Switch back to using the dfs
storage plugin.
USE dfs;
Issue a SELECT statement to get the first three columns in the file. In the FROM clause of the example, substitute your path to the TSV file. In the WHERE clause, enclose the string literal "Zoological Journal of the Linnean" in single quotation marks. Limit the output to 10 rows.
SELECT COLUMNS[0], COLUMNS[1], COLUMNS[2]
FROM `/Users/drilluser/Downloads/googlebooks-eng-all-5gram-20120701-zo.tsv`
WHERE ((columns[0] = 'Zoological Journal of the Linnean')
AND (columns[2] > 250)) LIMIT 10;
The output is:
+------------+------------+------------+
| EXPR$0 | EXPR$1 | EXPR$2 |
+------------+------------+------------+
| Zoological Journal of the Linnean | 1993 | 297 |
| Zoological Journal of the Linnean | 1997 | 255 |
| Zoological Journal of the Linnean | 2003 | 254 |
| Zoological Journal of the Linnean | 2007 | 284 |
| Zoological Journal of the Linnean | 2008 | 257 |
+------------+------------+------------+
5 rows selected (1.599 seconds)
Repeat the query using aliases to replace the column headers, such as EXPR$0, with user-friendly column headers, Ngram, Publication Date, and Frequency.

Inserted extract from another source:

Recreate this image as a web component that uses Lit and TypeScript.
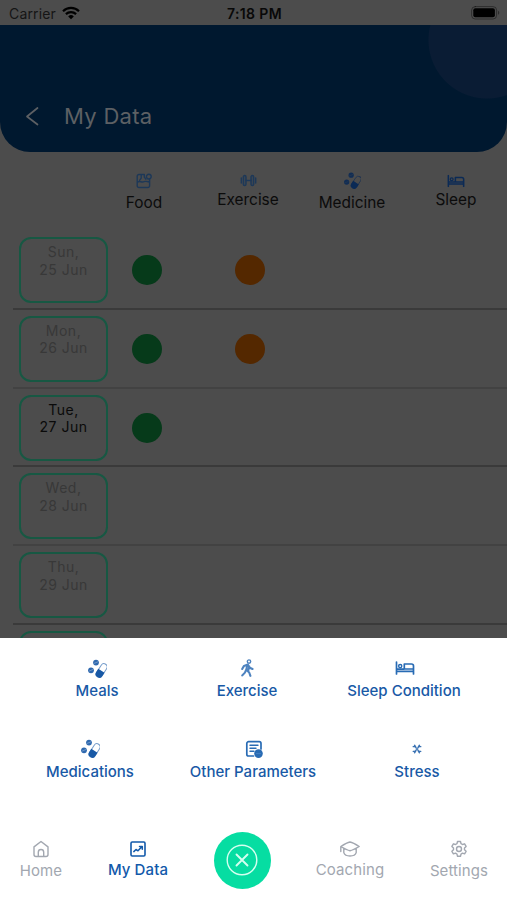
import { LitElement, html, css, svg, TemplateResult } from "lit";
import { customElement, property } from "lit/decorators.js";

const shapes: Record<string, { w: number; h: number; art: TemplateResult }> = {
  food: { w: 16, h: 16, art: svg`<path d="M8.300 1.500H3A1.800 1.800 0 0 0 1.200 3.300v9.400A1.800 1.800 0 0 0 3 14.500h8.800a1.800 1.800 0 0 0 1.800-1.800V6.500M5.200 1.800v3.400L3.600 7.400M8.300 1.800v2.400l1.500 2M1.300 9.300C3.500 7.200 5.500 9.800 8 8.700 10 7.900 11.600 8.600 13.400 9"/><circle cx="12.800" cy="3.600" r="2.400"/>` },
  dumbbell: { w: 17, h: 13, art: svg`<rect x="3.300" y="1.500" width="2.700" height="10" rx="1.350" fill="currentColor" fill-opacity=".35"/><rect x="11" y="1.500" width="2.700" height="10" rx="1.350" fill="currentColor" fill-opacity=".35"/><path d="M6 6.500h5M1.300 4v5M15.700 4v5"/>` },
  pills: { w: 19, h: 19, art: svg`<circle cx="8" cy="3.600" r="2.900" fill="currentColor" stroke="none" opacity=".9"/><circle cx="3" cy="11.300" r="2.900" fill="currentColor" stroke="none" opacity=".9"/><path d="M6.300 4.300l3.400-1.400M1.300 12l3.400-1.400" stroke="var(--paper)" stroke-width=".5" opacity=".6"/><g transform="rotate(33 13.400 11.800)"><rect x="10.200" y="4" width="6.400" height="15" rx="3.200" stroke-width="1" opacity=".6"/><path d="M9.700 11.800h7.400v3.800a3.700 3.700 0 0 1-7.400 0z" fill="currentColor" stroke="none"/></g>` },
  bed: { w: 20, h: 14, art: svg`<path d="M1.500 1v12M1.500 10.400h17M18.500 13V5a2 2 0 0 0-2-2H9.300v5h9.200M1.500 8.100H9" stroke-width="1.700"/><circle cx="5.200" cy="5.100" r="1.600"/>` },
  walk: { w: 14, h: 18, art: svg`<circle cx="9" cy="2.600" r="1.700"/><path d="M7.800 5.500L4 6.900 2.200 10M7.800 5.500l2 3.200 2.700 1.300M7.300 6l-1 4.800 2.900 2.700 1.200 3.300M6.200 10.800L4.900 13.600 2.300 16.400M9.300 7.500l-1 4" stroke-width="2.100"/>` },
  report: { w: 18, h: 18, art: svg`<path d="M16 9V3.500A1.800 1.800 0 0 0 14.200 1.700H3.600A1.800 1.800 0 0 0 1.800 3.500v10.700A1.800 1.800 0 0 0 3.600 16H8.500" stroke-width="1.700"/><path d="M5 5.300h8M5 8.300h6M5 11.300h4" stroke-width="1.400"/><circle cx="13.500" cy="13.600" r="4.300" fill="currentColor" stroke="none"/><path d="M11.500 13.600h4" stroke="#4c86c6" stroke-width=".8"/>` },
  stress: { w: 10, h: 10, art: svg`<path d="M1.200 2.600Q3.600 2 4.300 4.300M2.600 1.200Q3.600 2.500 4.300 4.300M8.800 2.600Q6.400 2 5.700 4.300M7.400 1.200Q6.400 2.500 5.700 4.300M1.200 7.400Q3.600 8 4.300 5.700M2.600 8.800Q3.600 7.500 4.300 5.700M8.800 7.400Q6.400 8 5.700 5.700M7.400 8.800Q6.400 7.500 5.700 5.700" stroke-width="1.300" opacity=".85"/>` },
  home: { w: 18, h: 18, art: svg`<path d="M2 6.900L9 1.500l7 5.400v7.600a2 2 0 0 1-2 2H4a2 2 0 0 1-2-2zM6.300 16.300v-4.100a2.700 2.700 0 0 1 5.400 0v4.100"/>` },
  chart: { w: 16, h: 16, art: svg`<rect x="1" y="1" width="14" height="14" rx="1.200" stroke-width="1.600"/><path d="M3.800 10.600L6 8.500l2 1.300 3.800-4M9.500 5.500h2.800v2.800" stroke-width="1.500"/>` },
  cap: { w: 22, h: 18, art: svg`<path d="M1.800 6.500Q8 2.500 11 2q3 .5 9.200 4.500Q14 10.200 11 10.700 8 10.200 1.800 6.500zM4.800 8.100v4.500c1.500 4.500 10.900 4.500 12.400 0V8.100M1.800 6.500v5"/>` },
  gear: { w: 18, h: 18, art: svg`<path d="M7.500 1.500h3l.5 2.200 1.500.8 2.100-.7 1.500 2.600-1.600 1.500v1.900l1.600 1.500-1.500 2.600-2.100-.7-1.500.9-.5 2.200h-3L7 14.100l-1.500-.9-2.100.7-1.500-2.600 1.600-1.500V7.900L1.900 6.400l1.500-2.600 2.100.7L7 3.700z"/><circle cx="9" cy="9" r="2.500"/>` },
  close: { w: 32, h: 32, art: svg`<circle cx="16" cy="16" r="14.800" stroke-width="1.400"/><path d="M10.500 10.500l11 11M21.500 10.500l-11 11" stroke-width="1.900"/>` },
  back: { w: 14, h: 20, art: svg`<path d="M12.500 2L2 10.500l10.500 8" stroke-width="1.700"/>` },
  wifi: { w: 18, h: 14, art: svg`<path d="M1 5.200a11.500 11.500 0 0 1 16 0M3.900 8.100a7.400 7.400 0 0 1 10.200 0" stroke-width="2.200" stroke-linecap="butt"/><path d="M6.200 10.400a4 4 0 0 1 5.600 0L9 13.200z" fill="currentColor" stroke="none"/>` },
  battery: { w: 29, h: 14, art: svg`<rect x=".6" y=".6" width="25" height="12.400" rx="3.600" stroke-width="1" opacity=".4"/><rect x="2.300" y="2.300" width="21.600" height="9" rx="2" fill="currentColor" stroke="none"/><path d="M27.200 4.800c1.400.6 1.400 3.400 0 4z" fill="currentColor" stroke="none" opacity=".5"/>` },
};

@customElement("ui-icon")
export class UiIcon extends LitElement {
  @property() name = "";
  static styles = css`
    :host { display: block; line-height: 0; }
    svg { display: block; fill: none; stroke: currentColor; stroke-width: 1.4; stroke-linecap: round; stroke-linejoin: round; }
  `;
  render() {
    const s = shapes[this.name];
    return html`<svg width=${s.w} height=${s.h} viewBox="0 0 ${s.w} ${s.h}">${s.art}</svg>`;
  }
}

const columns = [
  { icon: "food", text: "Food", cls: "low pale" },
  { icon: "dumbbell", text: "Exercise", cls: "pale" },
  { icon: "pills", text: "Medicine", cls: "low small" },
  { icon: "bed", text: "Sleep", cls: "small" },
];
interface Day { day: string; date: string; dots: string[]; today?: boolean }
const days: Day[] = [
  { day: "Sun,", date: "25 Jun", dots: ["green", "orange"] },
  { day: "Mon,", date: "26 Jun", dots: ["green", "orange"] },
  { day: "Tue,", date: "27 Jun", dots: ["green"], today: true },
  { day: "Wed,", date: "28 Jun", dots: [] },
  { day: "Thu,", date: "29 Jun", dots: [] },
  { day: "", date: "", dots: [] },
];
interface Action { icon: string; text: string; cls?: string }
const actions: Action[][] = [
  [{ icon: "pills", text: "Meals" }, { icon: "walk", text: "Exercise", cls: "soft" }, { icon: "bed", text: "Sleep Condition", cls: "mid" }],
  [{ icon: "pills", text: "Medications" }, { icon: "report", text: "Other Parameters", cls: "mid" }, { icon: "stress", text: "Stress" }],
];

@customElement("app-root")
export class AppRoot extends LitElement {
  static styles = css`
    :host { display: block; width: 507px; height: 900px; overflow: hidden; background: #4c4c4c; font-family: Inter, "Liberation Sans", sans-serif; --paper: #4c4c4c; }
    * { box-sizing: border-box; }
    .screen { height: 638px; overflow: hidden; }
    .status { height: 25px; display: grid; grid-template-columns: 1fr auto 1fr; align-items: center; padding: 2px 7px 0 9px; color: #000; font-size: 14px; }
    .carrier { display: flex; align-items: center; gap: 6px; color: #151515; letter-spacing: .15px; }
    .carrier ui-icon { color: #000; margin-top: -2px; }
    .time { font-weight: 600; font-size: 14px; letter-spacing: .4px; color: #080808; }
    .status .battery { justify-self: end; margin-top: -1px; }
    .hero { height: 127px; border-radius: 0 0 30px 30px; background: radial-gradient(circle at 487px 15px, #0a1c34 58px, #00182f 59px); display: flex; align-items: flex-end; padding: 0 0 22px 25px; gap: 25px; color: #5d6064; }
    .hero ui-icon { padding-bottom: 4px; }
    .title { font-size: 22px; line-height: 27px; letter-spacing: .3px; }
    .heads { height: 79px; display: grid; grid-template-columns: repeat(4, 104px); padding: 20px 0 0 92px; }
    .head { display: flex; flex-direction: column; align-items: center; color: #0b0b0b; font-size: 15.4px; }
    .head .pic { height: 17px; display: flex; align-items: center; color: #0b2a55; }
    .head.small .pic ui-icon { transform: scale(.9); }
    .head.pale .pic { color: #1d3858; }
    .head span { line-height: 21px; }
    .head.low span { padding-top: 3px; }
    .row { height: 78.75px; display: grid; grid-template-columns: 89px 78px 127px; margin-left: 13px; padding: 6px 0 0 6px; border-bottom: 2px solid #3a3a3a; }
    .row:nth-child(even) { border-bottom-color: #424242; }
    .date { height: 66px; border: 2px solid #175843; border-radius: 12px; display: flex; flex-direction: column; align-items: center; font-size: 14px; line-height: 17.5px; padding-top: 4px; color: #383838; letter-spacing: .5px; }
    .date.today { color: #0a0a0a; }
    .dot { width: 30px; height: 30px; border-radius: 50%; align-self: start; justify-self: center; margin-top: 18px; }
    .green { background: #063a1a; }
    .orange { background: #542800; }
    .sheet { height: 262px; background: #fff; --paper: #fff; color: #1859a6; display: flex; flex-direction: column; padding-top: 20px; }
    .actions { display: grid; grid-template-columns: 194px 106px 208px; height: 80.5px; }
    .actions + .actions { grid-template-columns: 180px 146px 182px; height: 96px; }
    .item { display: flex; flex-direction: column; align-items: center; font-size: 15px; font-weight: 500; }
    .item .pic { height: 20px; display: flex; align-items: center; }
    .item.soft .pic { color: #4e83bf; }
    .item.mid .pic { color: #286bb4; padding-left: 2px; }
    .item span { line-height: 25px; white-space: nowrap; }
    .nav { display: grid; grid-template-columns: 82px 112px 96px 120px 98px; margin-top: -3px; }
    .tab { display: flex; flex-direction: column; align-items: center; padding-top: 8px; color: #a2a7b0; font-size: 15px; letter-spacing: .1px; }
    .tab .pic { height: 18px; display: flex; align-items: center; }
    .tab span { line-height: 25px; }
    .tab.on { color: #1259aa; font-weight: 500; }
    .tab.on span, .tab.up span { margin-top: -1px; }
    .fab { width: 57px; height: 57px; border-radius: 50%; background: #06dda2; color: #d4fff0; display: grid; place-items: center; justify-self: center; }
  `;
  render() {
    return html`
      <div class="screen">
        <div class="status">
          <div class="carrier"><span>Carrier</span><ui-icon name="wifi"></ui-icon></div>
          <div class="time">7:18 PM</div>
          <ui-icon class="battery" name="battery"></ui-icon>
        </div>
        <div class="hero"><ui-icon name="back"></ui-icon><div class="title">My Data</div></div>
        <div class="heads">
          ${columns.map((c) => html`<div class="head ${c.cls}"><div class="pic"><ui-icon name=${c.icon}></ui-icon></div><span>${c.text}</span></div>`)}
        </div>
        <div class="days">
          ${days.map((d) => html`<div class="row">
            <div class="date ${d.today ? "today" : ""}"><span>${d.day}</span><span>${d.date}</span></div>
            ${d.dots.map((c) => html`<div class="dot ${c}"></div>`)}
          </div>`)}
        </div>
      </div>
      <div class="sheet">
        ${actions.map((r) => html`<div class="actions">
          ${r.map((a) => html`<div class="item ${a.cls ?? ""}"><div class="pic"><ui-icon name=${a.icon}></ui-icon></div><span>${a.text}</span></div>`)}
        </div>`)}
        <div class="nav">
          <div class="tab"><div class="pic"><ui-icon name="home"></ui-icon></div><span>Home</span></div>
          <div class="tab on"><div class="pic"><ui-icon name="chart"></ui-icon></div><span>My Data</span></div>
          <div class="fab"><ui-icon name="close"></ui-icon></div>
          <div class="tab up"><div class="pic"><ui-icon name="cap"></ui-icon></div><span>Coaching</span></div>
          <div class="tab"><div class="pic"><ui-icon name="gear"></ui-icon></div><span>Settings</span></div>
        </div>
      </div>`;
  }
}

In the FROM clause of the example, substitute your path to the TSV file.
SELECT COLUMNS[0] AS Ngram,
COLUMNS[1] AS Publication_Date,
COLUMNS[2] AS Frequency
FROM `/Users/drilluser/Downloads/googlebooks-eng-all-5gram-20120701-zo.tsv`
WHERE ((columns[0] = 'Zoological Journal of the Linnean')
AND (columns[2] > 250)) LIMIT 10;
The improved output is:
+------------+------------------+------------+
| Ngram | Publication_Date | Frequency |
+------------+------------------+------------+
| Zoological Journal of the Linnean | 1993 | 297 |
| Zoological Journal of the Linnean | 1997 | 255 |
| Zoological Journal of the Linnean | 2003 | 254 |
| Zoological Journal of the Linnean | 2007 | 284 |
| Zoological Journal of the Linnean | 2008 | 257 |
+------------+------------------+------------+
5 rows selected (1.628 seconds)